パワハラが起きる要因として、「一方通行なコミュニケーション」があります。上司が部下に対して暴言や威圧的な発言をした場合、部下が何も言うことができなければパワハラに該当します。これは相手の気持ちを抑え込もうとする一方通行からくる発言でしょう。一方、心理的安全性が高い職場は、お互いの意見を尊重し、コミュニケーションが双方向であることを重視します。パワハラとは真逆の考え方です。

従って、心理的安全性の高い職場でパワハラは起きにくいと言うことができます。

心理的安全性の高い会社と、ぬるま湯組織の違い

心理的安全性が高い会社は「何でも言い合える」と言う考え方ですが、ぬるま湯組織なのではないか?と感じる人もいるのではないでしょうか。しかし、心理的安全性の高い会社とぬるま湯組織は異なります。
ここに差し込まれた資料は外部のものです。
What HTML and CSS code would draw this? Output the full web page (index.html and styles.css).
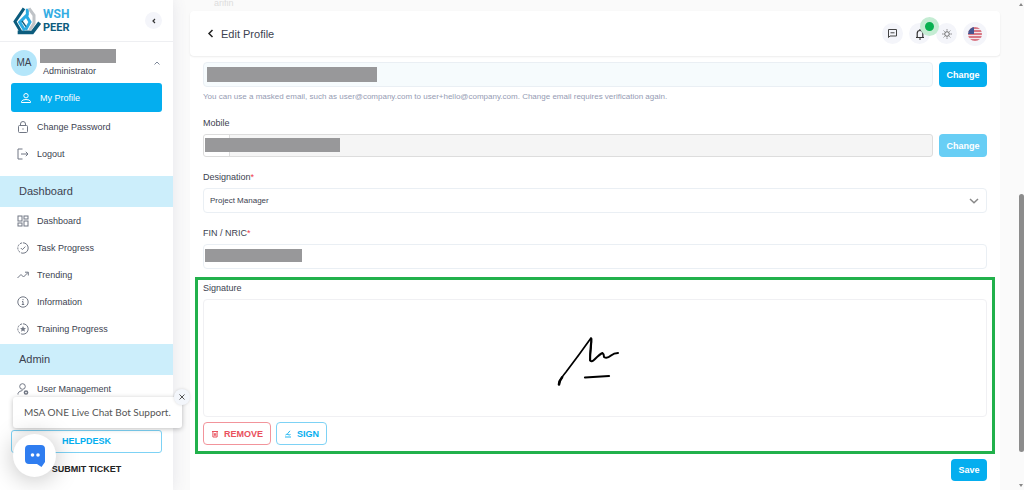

まず、ぬるま湯組織は、メンバー同士の関係は良くても、仕事に対する意識が低いです。意見を述べる機会も多くありません。一方、心理的安全性の高い会社は、メンバー同士の仲は馴れ合いではなく、仕事に対する意識、成長意欲が高いです。お互いに安心して意見を出すことができる雰囲気なので、より良い案を出すために意見の対立が起こることもあります。生産性の高い会社を作るためには、ぬるま湯組織ではなく、心理的安全性の高い職場を目指すことが大切です。

心理的安全性が高い会社の作り方

心理的安全性が高い会社の作り方として、基本事項や大手企業が実際に実施しているマネジメント手法を紹介します。

基本的なあいさつを徹底する

大前提として、「おはようございます」「お疲れ様です」などの基本的なあいさつは、人間関係を円滑にし活発化するために大切な要素です。

新人サポートは全体で行う

OJTや研修プログラムを充実させることは、新人が業務や環境に慣れるまでの第1歩です。研修を行うときは、会社全体で協力して新人を支えましょう。

OKRを設定する

「目標(objective)」「目標達成のための成果指標(Key Result)」を設定し、会社全体が向かう方向を1人1人に示します。これによって、チーム間の役割を明確化することができます。

1on1ミーティングを積極的に行う

心理的安全性が高い会社づくりに対談は必須です。定期的に行うことで、メンバーから素直な意見を引き出して、自己成長や意識を向上させる効果があります。

ピアボーナスの制度を導入する

ピアボーナスとは、メンバー間でポイントを送り合うことで、感謝の気持ちをお互いに示しあうという成果制度のことです。自分を認めてくれる人がいたら、仕事に対する責任感や意欲も高まるのではないでしょうか。

何気ない雑談も大切

雑談は、一見無駄な時間に見えて信頼関係を作る上で重要なものでもあります。たわいのない話をきっかけに仕事上でも、立場に関係なく意見交換しやすい雰囲気づくりができます。

心理的安全性の高い会社作りをしよう

メンバー1人1人が意見を出し合い時に対立しながら、責任感を持って仕事に取り組むことができる会社を「心理的安全性の高い」会社ということができます。心理的安全性は、生産性向上を目指す上でとても大切です。単に仲がいいというだけでは、ぬるま湯組織になってしまうリスクもあります。人間関係を保ちながら、仕事に対するモチベーション維持が大切です。心理的安全性を高めて、会社を更なる発展へと導きましょう。